[begin Supplied material]

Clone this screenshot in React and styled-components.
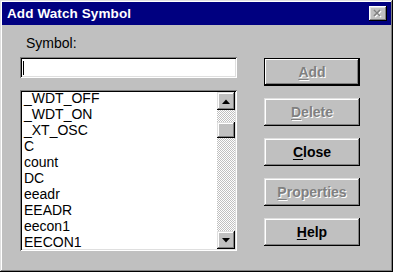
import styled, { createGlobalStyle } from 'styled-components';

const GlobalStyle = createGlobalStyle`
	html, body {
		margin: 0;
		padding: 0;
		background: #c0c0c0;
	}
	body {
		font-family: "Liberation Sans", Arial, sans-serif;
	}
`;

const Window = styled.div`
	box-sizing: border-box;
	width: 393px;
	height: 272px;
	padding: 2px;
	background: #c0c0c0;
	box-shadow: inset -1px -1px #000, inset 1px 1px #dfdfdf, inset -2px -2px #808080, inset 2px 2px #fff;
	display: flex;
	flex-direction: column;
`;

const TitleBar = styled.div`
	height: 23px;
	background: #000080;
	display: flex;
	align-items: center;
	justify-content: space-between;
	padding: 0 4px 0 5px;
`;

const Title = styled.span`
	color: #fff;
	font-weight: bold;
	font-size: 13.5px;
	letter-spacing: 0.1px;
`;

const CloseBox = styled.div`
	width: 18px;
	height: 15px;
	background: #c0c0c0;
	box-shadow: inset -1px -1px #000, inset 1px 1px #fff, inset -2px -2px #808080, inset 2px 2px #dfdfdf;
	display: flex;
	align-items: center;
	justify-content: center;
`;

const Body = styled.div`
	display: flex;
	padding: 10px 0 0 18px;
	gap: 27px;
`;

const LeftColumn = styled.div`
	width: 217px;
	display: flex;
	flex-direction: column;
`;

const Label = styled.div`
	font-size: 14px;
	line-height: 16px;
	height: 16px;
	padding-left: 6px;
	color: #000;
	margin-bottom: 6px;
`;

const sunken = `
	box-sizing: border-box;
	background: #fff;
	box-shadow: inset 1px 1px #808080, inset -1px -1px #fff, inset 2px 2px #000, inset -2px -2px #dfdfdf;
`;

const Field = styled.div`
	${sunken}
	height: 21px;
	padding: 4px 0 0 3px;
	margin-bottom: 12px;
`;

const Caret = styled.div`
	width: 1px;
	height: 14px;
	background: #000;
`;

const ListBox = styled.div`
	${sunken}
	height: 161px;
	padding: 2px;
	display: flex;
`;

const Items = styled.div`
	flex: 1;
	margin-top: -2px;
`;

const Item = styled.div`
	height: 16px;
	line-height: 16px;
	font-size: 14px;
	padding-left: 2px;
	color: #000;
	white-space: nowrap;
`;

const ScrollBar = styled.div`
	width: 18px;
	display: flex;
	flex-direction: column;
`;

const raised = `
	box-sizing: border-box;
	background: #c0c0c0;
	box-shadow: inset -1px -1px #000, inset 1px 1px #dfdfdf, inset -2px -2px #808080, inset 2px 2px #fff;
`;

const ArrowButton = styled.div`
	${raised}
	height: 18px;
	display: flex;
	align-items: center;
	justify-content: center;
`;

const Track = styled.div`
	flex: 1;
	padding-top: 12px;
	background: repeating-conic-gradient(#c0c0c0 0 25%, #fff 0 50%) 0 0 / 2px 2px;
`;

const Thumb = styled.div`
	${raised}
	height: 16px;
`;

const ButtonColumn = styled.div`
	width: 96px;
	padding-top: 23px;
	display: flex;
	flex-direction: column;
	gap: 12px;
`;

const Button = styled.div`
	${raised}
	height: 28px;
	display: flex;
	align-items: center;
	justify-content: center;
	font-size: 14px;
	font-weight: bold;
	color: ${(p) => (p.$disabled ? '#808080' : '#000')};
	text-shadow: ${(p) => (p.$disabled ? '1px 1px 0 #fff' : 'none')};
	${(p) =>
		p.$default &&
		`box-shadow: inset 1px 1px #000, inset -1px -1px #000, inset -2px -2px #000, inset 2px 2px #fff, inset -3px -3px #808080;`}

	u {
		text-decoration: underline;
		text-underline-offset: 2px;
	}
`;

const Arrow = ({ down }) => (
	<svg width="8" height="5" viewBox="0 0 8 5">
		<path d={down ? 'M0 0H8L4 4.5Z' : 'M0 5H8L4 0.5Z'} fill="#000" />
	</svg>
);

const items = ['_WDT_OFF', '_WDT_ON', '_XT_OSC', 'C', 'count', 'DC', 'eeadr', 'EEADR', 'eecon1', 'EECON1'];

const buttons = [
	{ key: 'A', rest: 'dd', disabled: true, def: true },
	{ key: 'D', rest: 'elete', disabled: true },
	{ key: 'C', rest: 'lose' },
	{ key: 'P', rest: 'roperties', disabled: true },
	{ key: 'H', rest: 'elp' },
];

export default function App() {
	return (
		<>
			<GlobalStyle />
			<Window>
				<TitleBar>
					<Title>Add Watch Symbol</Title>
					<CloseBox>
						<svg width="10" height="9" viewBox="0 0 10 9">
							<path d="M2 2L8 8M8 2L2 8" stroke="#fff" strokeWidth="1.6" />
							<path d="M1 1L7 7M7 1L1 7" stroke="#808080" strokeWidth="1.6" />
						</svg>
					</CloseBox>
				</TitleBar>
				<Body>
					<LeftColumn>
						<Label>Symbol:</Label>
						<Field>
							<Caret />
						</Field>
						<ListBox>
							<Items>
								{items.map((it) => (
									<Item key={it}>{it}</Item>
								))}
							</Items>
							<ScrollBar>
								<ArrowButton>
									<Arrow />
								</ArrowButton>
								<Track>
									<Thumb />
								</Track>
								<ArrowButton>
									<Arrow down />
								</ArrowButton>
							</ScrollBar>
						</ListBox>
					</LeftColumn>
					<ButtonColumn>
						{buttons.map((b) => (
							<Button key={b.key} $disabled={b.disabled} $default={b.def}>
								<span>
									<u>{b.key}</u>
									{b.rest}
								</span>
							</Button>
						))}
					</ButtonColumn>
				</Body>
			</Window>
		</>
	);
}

[end Supplied material]
[begin Supplied material]

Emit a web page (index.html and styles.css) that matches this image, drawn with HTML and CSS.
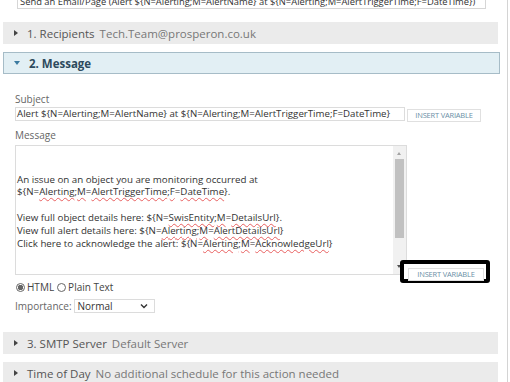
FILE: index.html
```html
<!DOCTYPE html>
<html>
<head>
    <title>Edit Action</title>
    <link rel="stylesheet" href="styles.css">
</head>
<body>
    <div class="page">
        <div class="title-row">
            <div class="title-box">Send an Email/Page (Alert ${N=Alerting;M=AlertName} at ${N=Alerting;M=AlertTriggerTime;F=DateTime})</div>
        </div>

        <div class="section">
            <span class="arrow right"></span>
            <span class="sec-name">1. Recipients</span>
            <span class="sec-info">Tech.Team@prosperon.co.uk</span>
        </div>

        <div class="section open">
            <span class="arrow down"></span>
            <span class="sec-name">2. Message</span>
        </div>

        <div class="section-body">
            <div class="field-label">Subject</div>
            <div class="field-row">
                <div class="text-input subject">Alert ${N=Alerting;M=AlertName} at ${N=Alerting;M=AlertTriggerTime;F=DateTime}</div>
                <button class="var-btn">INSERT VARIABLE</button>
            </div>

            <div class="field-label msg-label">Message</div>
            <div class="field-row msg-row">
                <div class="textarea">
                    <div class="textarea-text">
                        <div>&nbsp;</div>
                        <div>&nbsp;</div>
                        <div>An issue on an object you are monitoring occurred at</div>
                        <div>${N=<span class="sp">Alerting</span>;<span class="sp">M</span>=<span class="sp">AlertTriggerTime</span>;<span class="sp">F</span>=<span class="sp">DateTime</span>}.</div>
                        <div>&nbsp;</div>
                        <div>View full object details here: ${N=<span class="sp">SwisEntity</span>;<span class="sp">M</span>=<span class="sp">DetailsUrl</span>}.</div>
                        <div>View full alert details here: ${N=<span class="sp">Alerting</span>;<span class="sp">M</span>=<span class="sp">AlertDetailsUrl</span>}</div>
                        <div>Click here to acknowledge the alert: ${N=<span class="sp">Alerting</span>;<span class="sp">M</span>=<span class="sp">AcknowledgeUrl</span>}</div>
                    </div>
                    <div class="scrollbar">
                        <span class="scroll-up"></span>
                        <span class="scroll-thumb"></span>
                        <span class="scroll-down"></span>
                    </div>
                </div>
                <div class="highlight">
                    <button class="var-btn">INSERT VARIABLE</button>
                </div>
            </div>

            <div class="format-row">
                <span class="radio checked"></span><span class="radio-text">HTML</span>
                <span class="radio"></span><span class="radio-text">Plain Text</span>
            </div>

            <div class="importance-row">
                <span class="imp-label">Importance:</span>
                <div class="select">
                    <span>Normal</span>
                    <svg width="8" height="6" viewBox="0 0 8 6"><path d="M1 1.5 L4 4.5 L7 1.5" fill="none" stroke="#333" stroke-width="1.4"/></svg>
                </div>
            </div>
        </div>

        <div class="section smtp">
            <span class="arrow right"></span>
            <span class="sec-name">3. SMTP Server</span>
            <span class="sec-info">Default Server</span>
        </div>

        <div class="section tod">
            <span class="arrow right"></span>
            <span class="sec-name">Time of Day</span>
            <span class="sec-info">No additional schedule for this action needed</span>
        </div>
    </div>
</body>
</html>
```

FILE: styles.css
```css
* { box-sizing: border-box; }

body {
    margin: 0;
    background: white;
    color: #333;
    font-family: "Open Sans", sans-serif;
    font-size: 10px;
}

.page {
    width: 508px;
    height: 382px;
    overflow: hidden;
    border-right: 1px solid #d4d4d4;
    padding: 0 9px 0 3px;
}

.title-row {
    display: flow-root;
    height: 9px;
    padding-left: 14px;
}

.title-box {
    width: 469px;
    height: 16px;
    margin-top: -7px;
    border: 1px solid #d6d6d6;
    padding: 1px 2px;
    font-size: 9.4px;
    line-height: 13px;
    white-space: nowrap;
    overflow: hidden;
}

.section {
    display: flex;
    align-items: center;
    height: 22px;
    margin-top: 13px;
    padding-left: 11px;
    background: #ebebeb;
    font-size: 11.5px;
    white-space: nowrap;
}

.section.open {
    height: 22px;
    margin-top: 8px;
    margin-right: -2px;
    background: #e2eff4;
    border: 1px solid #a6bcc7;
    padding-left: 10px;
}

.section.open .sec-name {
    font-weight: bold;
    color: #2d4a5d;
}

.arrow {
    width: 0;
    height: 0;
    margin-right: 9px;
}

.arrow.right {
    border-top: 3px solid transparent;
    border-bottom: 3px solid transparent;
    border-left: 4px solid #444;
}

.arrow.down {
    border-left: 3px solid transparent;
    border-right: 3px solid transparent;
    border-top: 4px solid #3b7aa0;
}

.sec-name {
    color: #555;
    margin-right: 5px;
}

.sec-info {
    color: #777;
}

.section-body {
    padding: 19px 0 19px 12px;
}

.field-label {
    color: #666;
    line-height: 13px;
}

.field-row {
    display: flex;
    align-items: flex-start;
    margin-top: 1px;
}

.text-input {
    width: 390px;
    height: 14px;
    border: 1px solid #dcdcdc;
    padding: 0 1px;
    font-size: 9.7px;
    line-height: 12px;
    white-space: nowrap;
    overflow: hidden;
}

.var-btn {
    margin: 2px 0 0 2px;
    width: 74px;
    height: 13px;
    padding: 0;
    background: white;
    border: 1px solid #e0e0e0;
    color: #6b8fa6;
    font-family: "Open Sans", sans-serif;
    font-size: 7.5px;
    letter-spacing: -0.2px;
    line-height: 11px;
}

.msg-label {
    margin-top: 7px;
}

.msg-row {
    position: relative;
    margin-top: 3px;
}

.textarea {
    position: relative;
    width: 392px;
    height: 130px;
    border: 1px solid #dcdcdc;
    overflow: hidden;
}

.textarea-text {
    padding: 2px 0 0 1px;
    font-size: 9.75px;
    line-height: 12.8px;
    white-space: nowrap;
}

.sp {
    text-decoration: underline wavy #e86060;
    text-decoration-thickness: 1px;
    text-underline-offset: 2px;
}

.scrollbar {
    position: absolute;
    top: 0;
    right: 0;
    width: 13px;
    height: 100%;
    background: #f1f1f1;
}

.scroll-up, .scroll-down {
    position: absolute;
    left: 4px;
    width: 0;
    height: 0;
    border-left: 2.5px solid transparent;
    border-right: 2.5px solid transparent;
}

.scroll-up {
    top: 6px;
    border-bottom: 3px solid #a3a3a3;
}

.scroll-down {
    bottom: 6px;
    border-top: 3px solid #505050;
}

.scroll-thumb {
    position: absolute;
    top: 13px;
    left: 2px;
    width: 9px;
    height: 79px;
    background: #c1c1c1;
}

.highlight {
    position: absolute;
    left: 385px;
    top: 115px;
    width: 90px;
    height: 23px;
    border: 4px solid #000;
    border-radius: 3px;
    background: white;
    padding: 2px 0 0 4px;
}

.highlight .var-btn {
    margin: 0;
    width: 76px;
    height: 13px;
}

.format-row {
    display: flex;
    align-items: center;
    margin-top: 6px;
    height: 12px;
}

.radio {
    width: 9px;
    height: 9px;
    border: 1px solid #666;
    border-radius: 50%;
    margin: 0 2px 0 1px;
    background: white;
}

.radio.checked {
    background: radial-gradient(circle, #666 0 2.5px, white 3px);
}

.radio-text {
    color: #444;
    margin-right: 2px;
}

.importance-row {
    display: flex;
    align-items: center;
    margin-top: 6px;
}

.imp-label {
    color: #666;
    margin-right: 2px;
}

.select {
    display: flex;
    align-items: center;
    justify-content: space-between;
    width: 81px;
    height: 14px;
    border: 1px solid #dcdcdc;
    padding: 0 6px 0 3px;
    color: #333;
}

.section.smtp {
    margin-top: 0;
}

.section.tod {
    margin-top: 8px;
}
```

[end Supplied material]

Stated task
The word "this" may appear on some lines of these records; state how many such lines there are, and nothing else.

Finished task
3